FIRST DRIVE | Sampling the sleek new Audi Q5 Sportback

The Q5 Sportback stands out with its sleek, coupé-inspired silhouette.
The Q5 Sportback stands out with its sleek, coupé-inspired silhouette.
Image: Supplied

The Q5 was a crucial addition to the Audi sport-utility vehicle family. Joining the full-sized Q7, which was their first contribution to the genre, the medium-sized stablemate made entry into the fold a little more accessible.  

Nowadays, of course, the line-up has expanded considerably, with the junior Q2 as the beginning point and the luxurious Q8 as their flagship. But the Q5 still occupies an important place. Audi launched the updated version of the second-generation model in the Western Cape last week to an unrelentingly rainy climate.  Aside from the assortment of enhancements customary with these life cycle refreshes, the big talking point is the addition of a new body format. Yes, the BMW X4 and Mercedes-Benz GLC-Class coupé have a new rival: Audi has given the sleek roofline Sportback treatment to their Q5 as well.  

We spent a full day with the latest offering from Ingolstadt, driving through waterlogged roads, ideal conditions for a true test of stability and composure. Our test unit was the 40 TDI, which uses a familiar 2.0-litre, turbocharged-diesel motor delivering 140kW and 400Nm of torque.  

It is paired with a seven-speed dual-clutch transmission and is equipped with Quattro Ultra: basically, on-demand four-wheel drive, not the permanent variety, in a bid to boost efficiency credentials. That means the Q5 40 TDI is front-wheel drive most of the time, but in instances of reduced traction, a pair of clutches activates torque distribution to the rear axle.  

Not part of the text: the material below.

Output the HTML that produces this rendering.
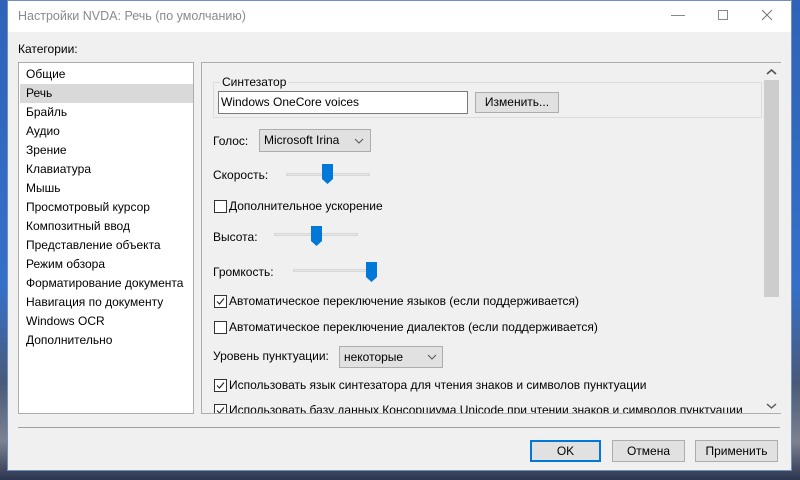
<!DOCTYPE html>
<html><head><meta charset="utf-8"><style>
*{margin:0;padding:0;box-sizing:border-box}
body{width:800px;height:480px;overflow:hidden;position:relative;background:#2a3f6a;font-family:"Liberation Sans","Noto Sans CJK SC",sans-serif;font-size:12px;color:#000}
.a{position:absolute}
.bg{left:0;top:0;width:800px;height:480px;background:linear-gradient(180deg,#2e63b8 0%,#3570c8 60%,#4a5a78 80%,#7c8290 92%,#2c3550 100%)}
.win{left:7px;top:0;width:785px;height:471px;background:#f0f0f0;border:1px solid #6f8fc0}
.tb{left:0;top:0;width:783px;height:31px;background:#fff}
.lst{left:18px;top:62px;width:176px;height:352px;background:#fff;border:1px solid #adadad;padding-top:2px}
.lst div{height:19px;line-height:19px;padding-left:7px;font-size:12px}
.pnl{left:201px;top:62px;width:580px;height:352px;background:#f0f0f0;border:1px solid #adadad;border-right:none}
.btn{background:#e1e1e1;border:1px solid #adadad;text-align:center;font-size:12px}
.cb{width:13px;height:13px;border:1px solid #333;background:#fff}
.lbl{font-size:12px;white-space:nowrap}
.track{height:3px;background:#e7eaea;border:1px solid #d6d6d6}
.th{width:11px;height:20px}
</style></head><body>
<div class="a bg"></div>
<div class="a win">
<div class="a tb"></div>
</div>
<div class="a lbl" style="left:18px;top:9px;color:#8a8a8a;font-size:12.5px">Настройки NVDA: Речь (по умолчанию)</div>
<div class="a" style="left:671px;top:15px;width:14px;height:1px;background:#888"></div>
<div class="a" style="left:718px;top:10px;width:10px;height:10px;border:1px solid #888"></div>
<svg class="a" style="left:761px;top:9px" width="12" height="12"><path d="M1 1L11 11M11 1L1 11" stroke="#777" stroke-width="1"/></svg>
<div class="a lbl" style="left:18px;top:42px">Категории:</div>
<div class="a lst">
<div>Общие</div><div style="background:#d9d9d9;margin-left:1px;padding-left:6px">Речь</div><div>Брайль</div><div>Аудио</div><div>Зрение</div><div>Клавиатура</div><div>Мышь</div><div>Просмотровый курсор</div><div>Композитный ввод</div><div>Представление объекта</div><div>Режим обзора</div><div>Форматирование документа</div><div>Навигация по документу</div><div>Windows OCR</div><div>Дополнительно</div>
</div>
<div class="a pnl"></div>
<div class="a" style="left:763px;top:63px;width:17px;height:350px;background:#f0f0f0"></div>
<div class="a" style="left:764px;top:80px;width:15px;height:217px;background:#cdcdcd"></div>
<svg class="a" style="left:766px;top:68px" width="11" height="8"><path d="M1 6L5.5 2L10 6" stroke="#555" stroke-width="1.6" fill="none"/></svg>
<svg class="a" style="left:766px;top:402px" width="11" height="8"><path d="M1 2L5.5 6L10 2" stroke="#555" stroke-width="1.4" fill="none"/></svg>
<div class="a" style="left:213px;top:82px;width:549px;height:36px;border:1px solid #dcdcdc"></div>
<div class="a lbl" style="left:220px;top:75px;background:#f0f0f0;padding:0 2px">Синтезатор</div>
<div class="a" style="left:218px;top:91px;width:250px;height:23px;background:#fff;border:1px solid #7a7a7a"></div>
<div class="a lbl" style="left:221px;top:95px">Windows OneCore voices</div>
<div class="a btn" style="left:475px;top:92px;width:84px;height:21px;line-height:19px">Изменить...</div>
<div class="a lbl" style="left:213px;top:134px">Голос:</div>
<div class="a btn" style="left:259px;top:129px;width:112px;height:23px;text-align:left;padding-left:4px;line-height:21px">Microsoft Irina</div>
<svg class="a" style="left:354px;top:138px" width="10" height="6"><path d="M1 1L5 5L9 1" stroke="#555" fill="none"/></svg>
<div class="a lbl" style="left:213px;top:168px">Скорость:</div>
<div class="a track" style="left:286px;top:173px;width:84px"></div>
<svg class="a th" style="left:322px;top:164px" width="11" height="20"><path d="M0 0H11V15L5.5 20L0 15Z" fill="#0078d7"/></svg>
<div class="a cb" style="left:214px;top:200px"></div>
<div class="a lbl" style="left:229px;top:199px">Дополнительное ускорение</div>
<div class="a lbl" style="left:213px;top:230px">Высота:</div>
<div class="a track" style="left:274px;top:233px;width:84px"></div>
<svg class="a th" style="left:311px;top:226px" width="11" height="20"><path d="M0 0H11V15L5.5 20L0 15Z" fill="#0078d7"/></svg>
<div class="a lbl" style="left:213px;top:265px">Громкость:</div>
<div class="a track" style="left:293px;top:269px;width:84px"></div>
<svg class="a th" style="left:366px;top:262px" width="11" height="20"><path d="M0 0H11V15L5.5 20L0 15Z" fill="#0078d7"/></svg>
<div class="a cb" style="left:214px;top:295px"></div>
<svg class="a" style="left:215px;top:296px" width="11" height="11"><path d="M2 5.5L4.5 8L9 2.5" stroke="#222" stroke-width="1.1" fill="none"/></svg>
<div class="a lbl" style="left:229px;top:294px">Автоматическое переключение языков (если поддерживается)</div>
<div class="a cb" style="left:214px;top:321px"></div>
<div class="a lbl" style="left:229px;top:320px">Автоматическое переключение диалектов (если поддерживается)</div>
<div class="a lbl" style="left:213px;top:349px">Уровень пунктуации:</div>
<div class="a btn" style="left:339px;top:346px;width:104px;height:22px;text-align:left;padding-left:4px;line-height:20px">некоторые</div>
<svg class="a" style="left:427px;top:354px" width="10" height="6"><path d="M1 1L5 5L9 1" stroke="#555" fill="none"/></svg>
<div class="a cb" style="left:214px;top:379px"></div>
<svg class="a" style="left:215px;top:380px" width="11" height="11"><path d="M2 5.5L4.5 8L9 2.5" stroke="#222" stroke-width="1.1" fill="none"/></svg>
<div class="a lbl" style="left:229px;top:378px">Использовать язык синтезатора для чтения знаков и символов пунктуации</div>
<div class="a" style="left:202px;top:403px;width:561px;height:10px;overflow:hidden">
<div class="a cb" style="left:12px;top:1px"></div>
<svg class="a" style="left:13px;top:2px" width="11" height="11"><path d="M2 5.5L4.5 8L9 2.5" stroke="#222" stroke-width="1.1" fill="none"/></svg>
<div class="a lbl" style="left:27px;top:0px">Использовать базу данных Консорциума Unicode при чтении знаков и символов пунктуации</div>
</div>
<div class="a" style="left:18px;top:427px;width:762px;height:1px;background:#a0a0a0"></div>
<div class="a btn" style="left:530px;top:440px;width:71px;height:22px;line-height:18px;border:2px solid #0078d7">OK</div>
<div class="a btn" style="left:612px;top:440px;width:73px;height:22px;line-height:20px">Отмена</div>
<div class="a btn" style="left:695px;top:440px;width:83px;height:22px;line-height:20px">Применить</div>
</body></html>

The 40 TDI is equipped with a 2.0-litre, turbocharged-diesel motor delivering 140kW and 400Nm of torque.
The 40 TDI is equipped with a 2.0-litre, turbocharged-diesel motor delivering 140kW and 400Nm of torque.
Image: Supplied

We were able to maintain steady velocities, despite the inclement weather, with great confidence. Even under more spirited manoeuvres, the traction control light of the instrument cluster did not engage its illuminated warning —there were no instances of slippage or unnerving losses of grip. Cruising in the diesel-powered Q5 proved most pleasant, and if you had asked me to keep driving all the way back to Johannesburg, there would have been no hesitation.  

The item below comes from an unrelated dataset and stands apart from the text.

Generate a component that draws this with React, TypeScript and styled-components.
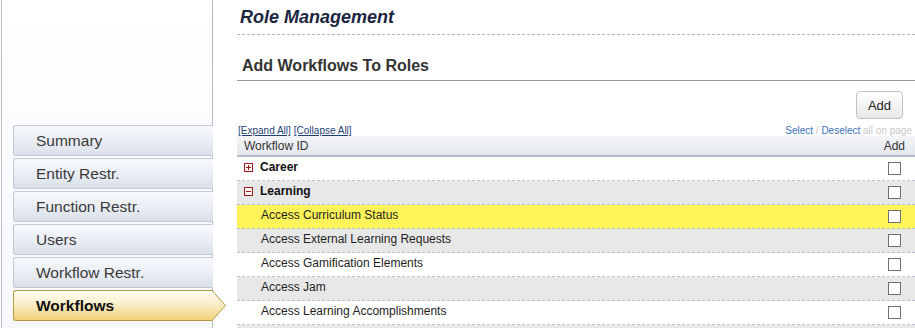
import React from 'react';
import styled, { createGlobalStyle } from 'styled-components';

const GlobalStyle = createGlobalStyle`
  html, body {
    margin: 0;
    padding: 0;
    background: #ffffff;
    font-family: "Liberation Sans", Arial, sans-serif;
    overflow: hidden;
  }
`;

const Page = styled.div`
  display: flex;
  height: 328px;
  overflow: hidden;
`;

const Sidebar = styled.div`
  width: 210px;
  margin-left: 1px;
  border-left: 1px solid #b9bcc2;
  border-right: 1px solid #b9bcc2;
  background: linear-gradient(#ffffff, #f6f8fc);
  padding-top: 125px;
  display: flex;
  flex-direction: column;
  gap: 2px;
  flex-shrink: 0;
`;

const NavItem = styled.div<{ $active?: boolean }>`
  position: relative;
  height: 31px;
  margin-left: 11px;
  margin-right: -1px;
  box-sizing: border-box;
  display: flex;
  align-items: center;
  padding-left: 22px;
  font-size: 15.5px;
  color: ${(p) => (p.$active ? '#111' : '#3a3a3a')};
  font-weight: ${(p) => (p.$active ? 700 : 400)};
  border: 1px solid ${(p) => (p.$active ? '#b59a3c' : '#c3cad6')};
  border-right: none;
  border-radius: 3px 0 0 3px;
  background: ${(p) =>
    p.$active
      ? 'linear-gradient(#fffdf6 0%, #faeec8 45%, #f0d27a 100%)'
      : 'linear-gradient(#f7f9fc 0%, #e9edf3 55%, #d9e0ea 100%)'};
  z-index: ${(p) => (p.$active ? 2 : 1)};
`;

const ArrowTip = styled.svg`
  position: absolute;
  right: -14px;
  top: -1px;
  width: 15px;
  height: 31px;
`;

const Main = styled.div`
  flex: 1;
  padding-left: 24px;
  min-width: 0;
`;

const Title = styled.h1`
  margin: 0;
  padding: 7px 0 0 3px;
  height: 27px;
  font-size: 18px;
  font-style: italic;
  font-weight: 700;
  color: #1b2540;
  border-bottom: 1px dashed #a9b7cc;
`;

const SectionTitle = styled.h2`
  margin: 0;
  padding: 22px 0 0 5px;
  height: 23px;
  font-size: 16px;
  font-weight: 700;
  color: #333;
  border-bottom: 1px solid #9a9a9a;
`;

const ButtonBar = styled.div`
  display: flex;
  justify-content: flex-end;
  padding: 10px 12px 0 0;
`;

const AddButton = styled.button`
  width: 47px;
  height: 28px;
  font-family: "Liberation Sans", Arial, sans-serif;
  font-size: 13px;
  color: #222;
  border: 1px solid #c2c2c2;
  border-radius: 4px;
  background: linear-gradient(#ffffff, #e9e9e9);
  padding: 0;
`;

const LinkBar = styled.div`
  display: flex;
  justify-content: space-between;
  align-items: flex-end;
  height: 17px;
  font-size: 10px;
  padding-left: 1px;
`;

const ExpandLink = styled.a`
  color: #1d3f73;
  text-decoration: underline;
  margin-right: 3px;
`;

const SelectLinks = styled.div`
  color: #c8c8c8;
  padding-right: 3px;
`;

const SelectLink = styled.a`
  color: #3c6fb8;
  text-decoration: none;
`;

const HeaderRow = styled.div`
  display: flex;
  align-items: center;
  justify-content: space-between;
  height: 19px;
  padding: 0 10px 0 7px;
  font-size: 12px;
  color: #333;
  background: linear-gradient(#f3f5f8, #e4e7ec);
  border-bottom: 2px solid #b3b9c6;
`;

const Row = styled.div<{ $bg: string }>`
  display: flex;
  align-items: center;
  height: 23px;
  padding: 0 14px 0 7px;
  font-size: 12px;
  color: #1e1e1e;
  background: ${(p) => p.$bg};
  border-bottom: 1px dashed #b5c3d8;
`;

const Toggle = styled.svg`
  width: 9px;
  height: 9px;
  margin-right: 7px;
  margin-bottom: 3px;
  flex-shrink: 0;
`;

const GroupLabel = styled.span`
  font-weight: 700;
  color: #111;
  flex: 1;
  margin-bottom: 4px;
`;

const ItemLabel = styled.span`
  padding-left: 17px;
  flex: 1;
  margin-bottom: 4px;
`;

const CheckBox = styled.span`
  width: 11px;
  height: 11px;
  border: 1px solid #707070;
  background: #fff;
  flex-shrink: 0;
`;

type Line =
  | { kind: 'group'; label: string; open: boolean; bg: string }
  | { kind: 'item'; label: string; bg: string };

const lines: Line[] = [
  { kind: 'group', label: 'Career', open: false, bg: '#ffffff' },
  { kind: 'group', label: 'Learning', open: true, bg: '#e8e8e8' },
  { kind: 'item', label: 'Access Curriculum Status', bg: '#fff35a' },
  { kind: 'item', label: 'Access External Learning Requests', bg: '#e8e8e8' },
  { kind: 'item', label: 'Access Gamification Elements', bg: '#ffffff' },
  { kind: 'item', label: 'Access Jam', bg: '#e8e8e8' },
  { kind: 'item', label: 'Access Learning Accomplishments', bg: '#ffffff' },
  { kind: 'group', label: 'Reports', open: true, bg: '#e8e8e8' },
];

const navItems = ['Summary', 'Entity Restr.', 'Function Restr.', 'Users', 'Workflow Restr.', 'Workflows'];

const ToggleIcon: React.FC<{ open: boolean }> = ({ open }) => (
  <Toggle viewBox="0 0 9 9">
    <rect x="0.5" y="0.5" width="8" height="8" fill="#fff" stroke="#a01818" />
    <line x1="2" y1="4.5" x2="7" y2="4.5" stroke="#a01818" />
    {!open && <line x1="4.5" y1="2" x2="4.5" y2="7" stroke="#a01818" />}
  </Toggle>
);

const App: React.FC = () => {
  return (
    <>
      <GlobalStyle />
      <Page>
        <Sidebar>
          {navItems.map((name, i) => {
            const active = i === navItems.length - 1;
            return (
              <NavItem key={name} $active={active}>
                {name}
                {active && (
                  <ArrowTip viewBox="0 0 15 31">
                    <defs>
                      <linearGradient id="tipGrad" x1="0" y1="0" x2="0" y2="1">
                        <stop offset="0" stopColor="#fffdf6" />
                        <stop offset="0.45" stopColor="#faeec8" />
                        <stop offset="1" stopColor="#f0d27a" />
                      </linearGradient>
                    </defs>
                    <path d="M0 0.5 L13.5 15.5 L0 30.5 Z" fill="url(#tipGrad)" />
                    <path d="M0 0.5 L13.5 15.5 L0 30.5" fill="none" stroke="#b59a3c" />
                  </ArrowTip>
                )}
              </NavItem>
            );
          })}
        </Sidebar>

        <Main>
          <Title>Role Management</Title>
          <SectionTitle>Add Workflows To Roles</SectionTitle>
          <ButtonBar>
            <AddButton>Add</AddButton>
          </ButtonBar>
          <LinkBar>
            <div>
              <ExpandLink>[Expand All]</ExpandLink>
              <ExpandLink>[Collapse All]</ExpandLink>
            </div>
            <SelectLinks>
              <SelectLink>Select</SelectLink> / <SelectLink>Deselect</SelectLink> all on page
            </SelectLinks>
          </LinkBar>
          <HeaderRow>
            <span>Workflow ID</span>
            <span>Add</span>
          </HeaderRow>
          {lines.map((line) => (
            <Row key={line.label} $bg={line.bg}>
              {line.kind === 'group' ? (
                <>
                  <ToggleIcon open={line.open} />
                  <GroupLabel>{line.label}</GroupLabel>
                </>
              ) : (
                <ItemLabel>{line.label}</ItemLabel>
              )}
              <CheckBox />
            </Row>
          ))}
        </Main>
      </Page>
    </>
  );
};

export default App;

If you seek a bit more exuberance, the 45 TFSI packs the same displacement and number of cylinders, but with the greater responsiveness expected of a petrol motor. It packs 183kW and 370Nm but also benefits from a 12-volt hybrid system, using a starter-alternator that stores energy in a lithium-ion battery. Under certain conditions the vehicle is able to coast along using battery power alone.  

Upping the ante in more dramatic fashion is the SQ5 Sportback, armed with a 3.0-litre, boosted V6 engine. Here you get 260kW, 500Nm and the 0-100km/h sprinting potential of just 4.9 seconds. In this case, an eight-speed automatic is on duty, while the Quattro system is of the more conventional, full-time variety. It also wields a standard pneumatic suspension setup, adaptive and self-adjusting dependent on load.  

The interior is typically Audi, with superb finishes and faultless build quality.
The interior is typically Audi, with superb finishes and faultless build quality.
Image: Supplied

The interior is typically Audi, with superb finishes and faultless build quality. But there are some hints to the age of the Q5 overall: the fascia and centre console retains traditional switchgear, in contrast to the button-free layouts of newer Audi products. Some may prefer the familiarity, others may yearn for the sparse, screen-intensive cockpits that are fast becoming the standard in the premium class.  

As is always the case, buyers have a lengthy options list at their disposal when considering an Audi. The 40 TDI test unit we spent our time with (the one in these pictures) came loaded with nearly R200,000 worth of extras!.

Items included a panoramic sunroof for R25,100; 19-inch alloys for R5,000; keyless entry with a sensor-controlled tailgate release function costing R10,800, and; a R15,500 Bang & Olufsen sound system. If you want a suspension system with adaptive damping, that will be R19,000, please. Some additions were a little more curious. Audi charges R9,100 to paint the brake callipers red and will make you pay R1,800 so rear passengers can have their own USB ports.  

Costly options are par for the course in this category, but ticking too many might inflate the price to the point where the Q5 Sportback might seem less appealing in light of what else could be had for similar outlay.